With fertilizer prices continuing to remain high due to global factors — such as a fall in production and hiked logistics costs, especially due to the Ukraine situation — the Centre expects this year’s fertilizer subsidy to cross ₹2.25 lakh crore. Accordingly, the Union Cabinet on Wednesday approved a ₹1.08 lakh crore subsidy for the ongoing kharif or monsoon season, Fertilizers Minister Mansukh Mandaviya said.

Out of this, ₹38,000 crore will subsidise phosphatic and potassic (P&K) fertilizers, while ₹70,000 crore will go toward the urea subsidy. Last year, the total fertilizer subsidy was about ₹2.56 lakh crore.

Stable urea, DAP rates

Mr. Mandaviya told journalists that the Centre would ensure that the prices of urea and diammonium phosphate (DAP) would remain unchanged during the season. At present, the subsidised rate of urea is ₹276 per bag and the price of DAP is ₹1,350 per bag. The decision will benefit about 12 crore farmers, the Minister added.

The total consumption of urea in the country is about 325 to 350 lakh metric tonnes (LMT). Apart from this, 100 to 125 LMT of DAP; 100 to 125 LMT of NPK; and 50 to 60 LMT of Muriate of Potash (MoP) are also sold in the country. “Farmers should get fertilizers on time. They should not be burdened at a time international prices are high,” he said.

12 cr farmers benefit

The Minister said that the fertilizer subsidy usually ranged between ₹1 lakh crore and ₹1.25 lakh crore. “Last year, it was ₹2.56 lakh crore,” he said, adding that as cultivation takes place on 1,400 lakh hectares of land across the country, the fertilizer subsidy for one hectare is about ₹8,909 subsidy. “We have 12 crore farmers and one farmer gets ₹21,223 subsidy,” he said.

The actual price of a bag of DAP was ₹4,000, Mr.
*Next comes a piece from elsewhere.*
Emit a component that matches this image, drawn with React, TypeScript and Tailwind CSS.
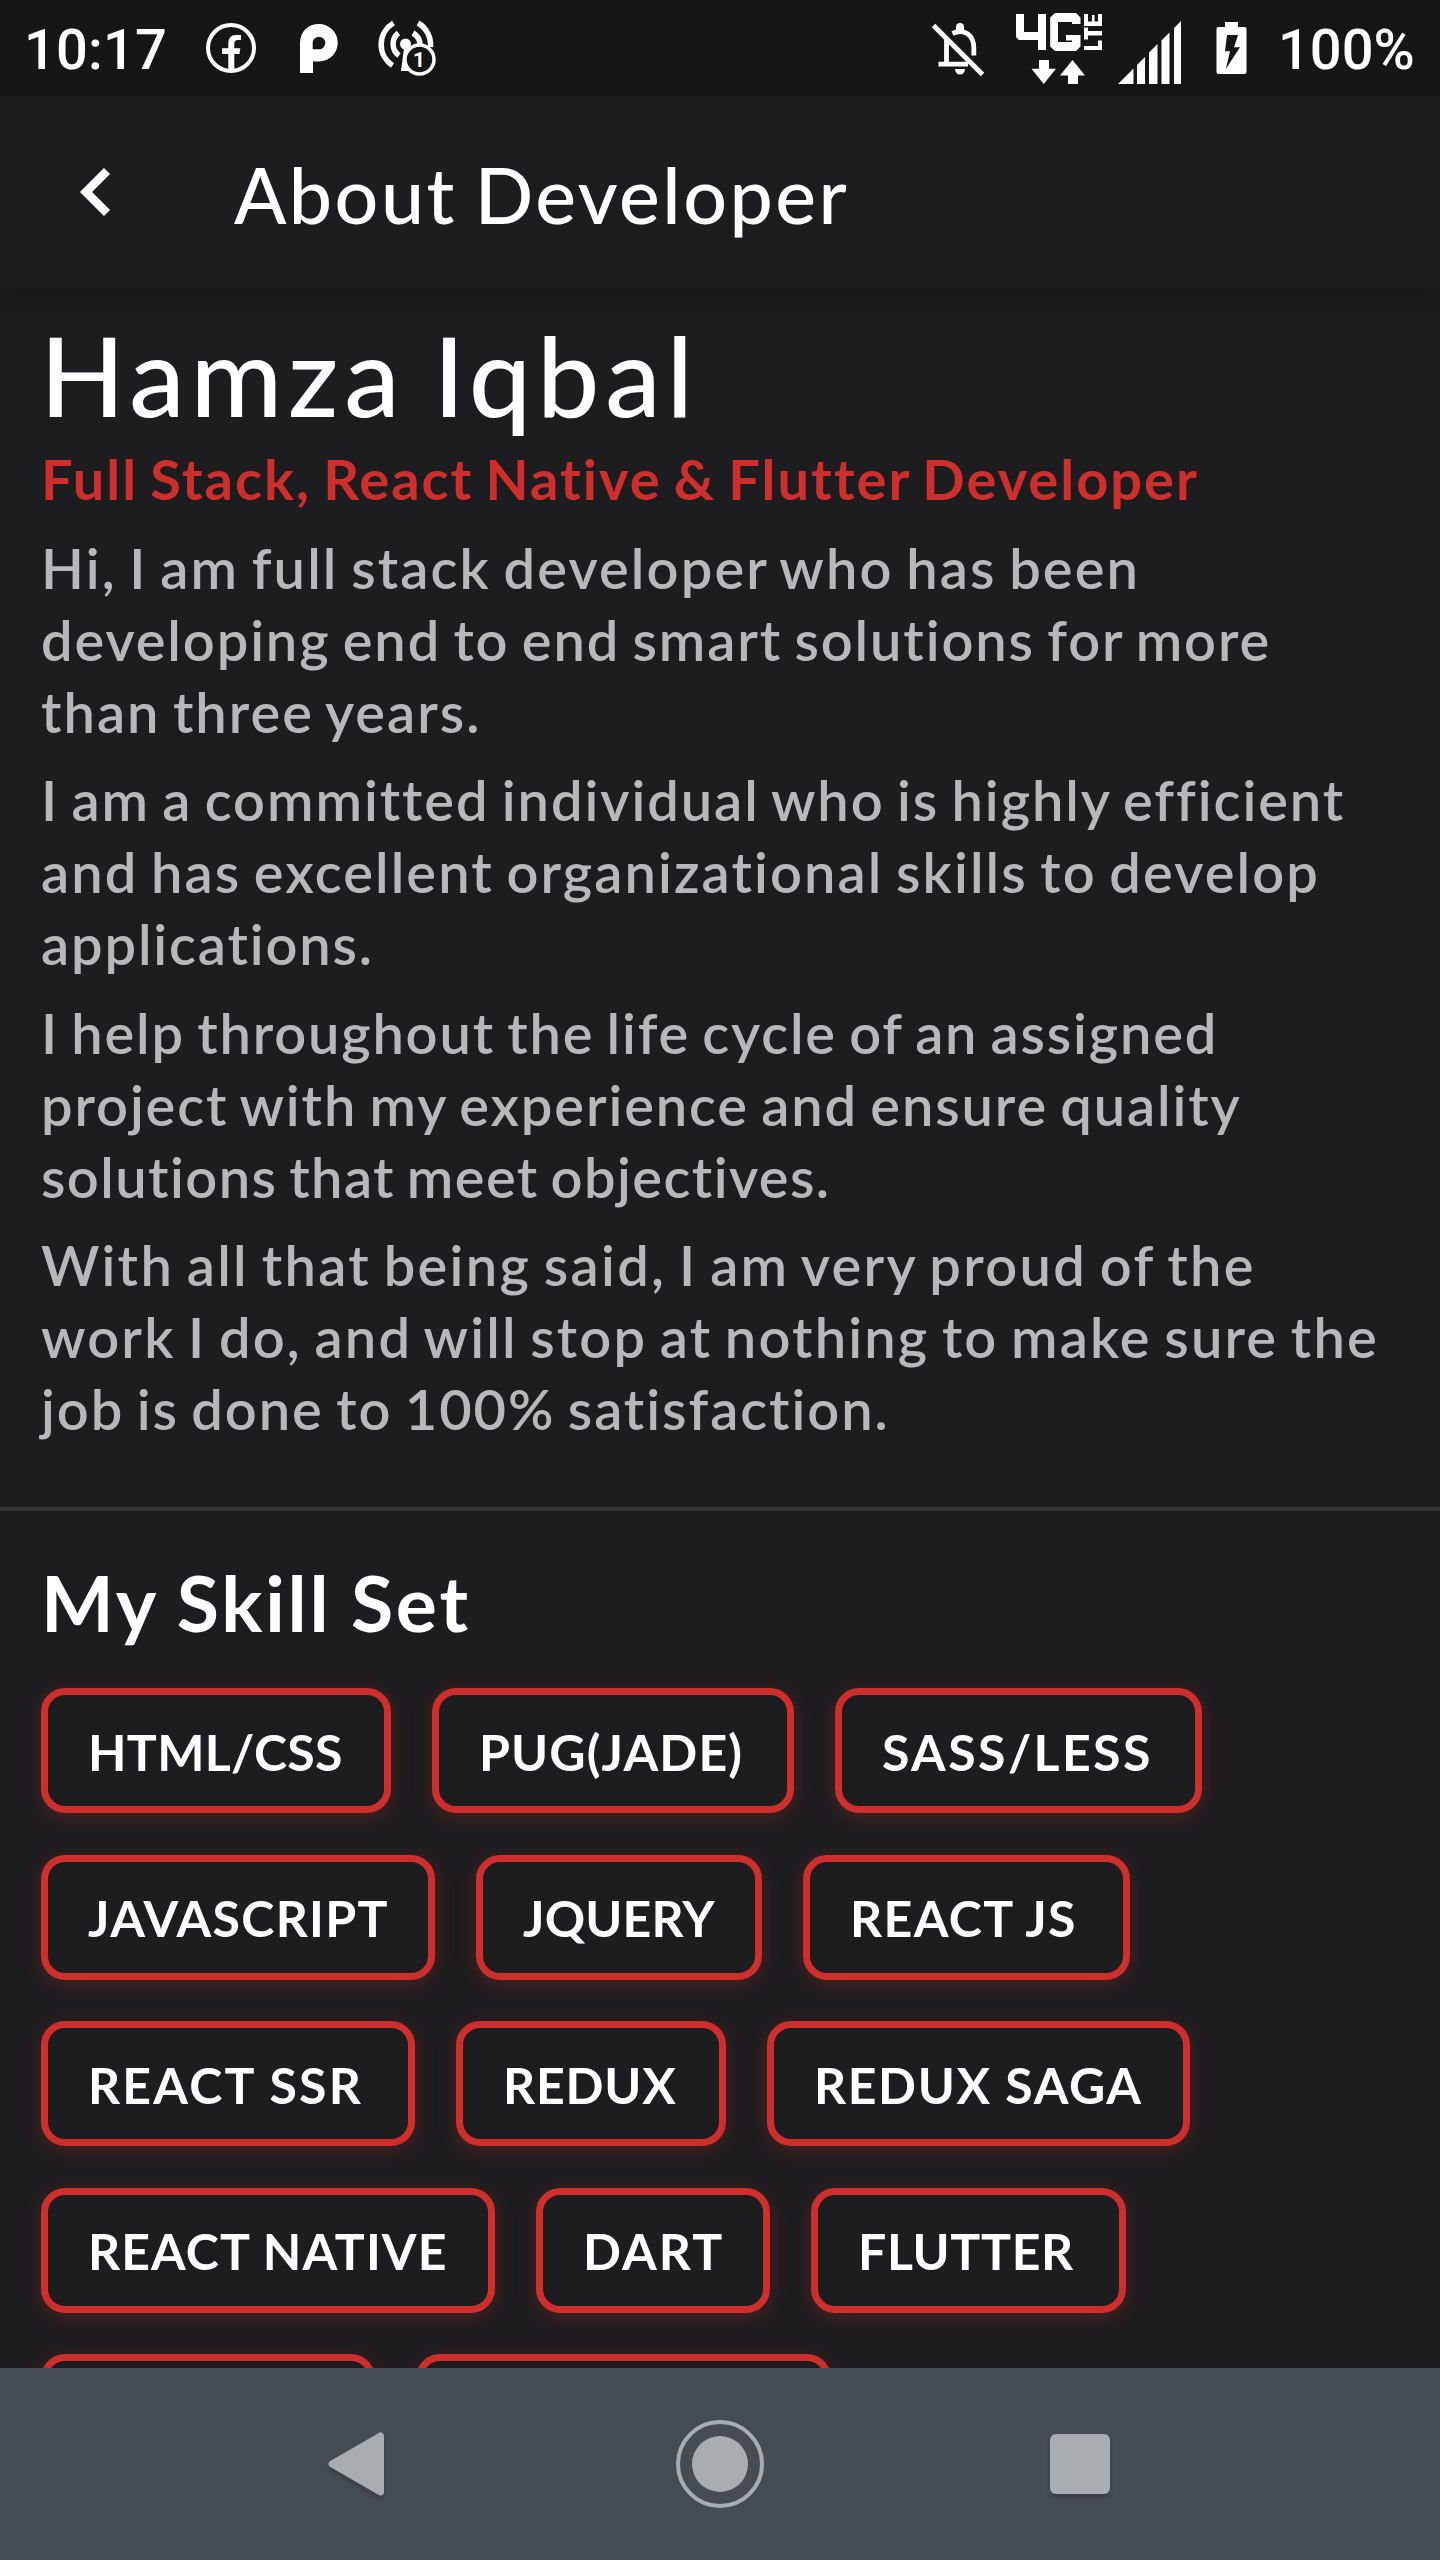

Mandaviya said. “But for farmers, the rate is ₹1,350 per bag. ₹2,461 per bag is the subsidy,” he explained. The NPK subsidy is ₹1,639 per bag, while the MoP subsidy amounts to ₹734 per bag. The Centre spends ₹2,196 per bag of urea

“The rate of subsidy is based on the average price of fertilizer imported to the country in the last six months. We have to stock fertilizer so that farmers do not face any difficulties. We have adequate stocks of 150 LMT, which is available for kharif season,” he said, adding that the subsidy could go beyond ₹2.25 lakh crore this year.